Como los demás hotelitos estaban dispuestos de una manera más o menos parecida, los niños de la zona nos las ingeniábamos para trocar los diferentes frutos de nuestros árboles, a espaldas de nuestras respectivas familias, a las que no les gustaba ese “intrusismo agro-comercial”.

En el hotel nro. 12 vivía mi mejor amigo, Rafi, con sus tías y abuelos, ya que al quedar viudo su padre, había vuelto a su tierra de origen asturiana, dejando al chico bajo la custodia de su familia materna. Los abuelos de Rafi tenían unos albaricoqueros, cuya cosecha era puro néctar, y así en la época de las almendras, agarraba yo un escobón (especie de escoba muy larga que servía para limpiar las telarañas en los altos techos), y golpeando con todas mis fuerzas, hacía caer los almendrucos en el jardín de al lado, donde Rafi los recogía y, más adelante, nos reuniamos a escondidas para el reparto del botín.

En la época de los albaricoques, esperábamos a que su abuela saliera a la compra (ya que sus tías trabajaban en oficinas y su abuelo era zapatero remendón y tenía su taller en la planta alta, por lo que no se enteraba), y junto con otro amigo, Santi, con el que formábamos un completo trío de “malhechores”, entrábamos a saco a recoger directamente de los árboles los suaves frutos, y comíamos hasta que no podíamos más. Yo no sé si se repetía el milagro de los panes y los peces, pero al acabar nuestros refrigerios y volver la vista a los despojados árboles, se veían tan cargados de frutos como antes de nuestra incursión.

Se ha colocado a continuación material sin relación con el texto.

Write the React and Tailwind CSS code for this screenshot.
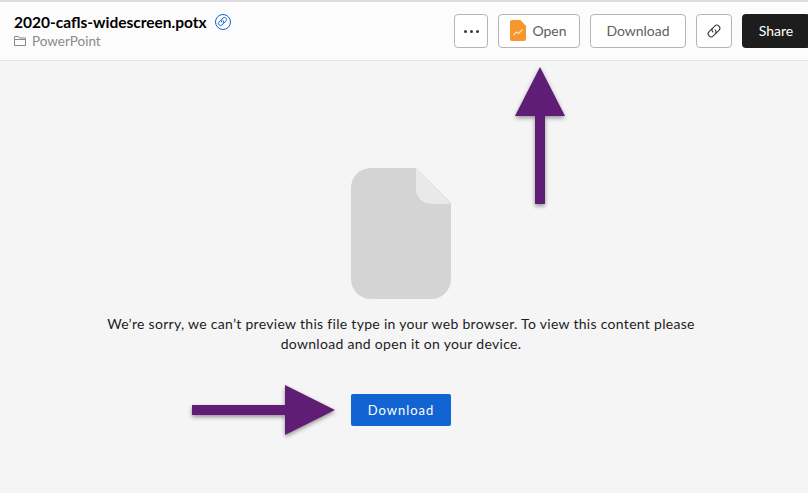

Otros hoteles de nuestros vecinos tenían manzanos, ciruelos, moreras, otros tipos de parras, y hasta un granado con sus enjoyados frutos color rubí, por lo que el sustento para unos niños con buen apetito estaba más que asegurado. Por si esto fuera poco, en el campo de “las 40 fanegas” entrábamos a coger garbanzos verdes, cuya grasilla acababa por impregnar nuestra vestimenta, con la subsiguiente bronca por parte de nuestros familiares.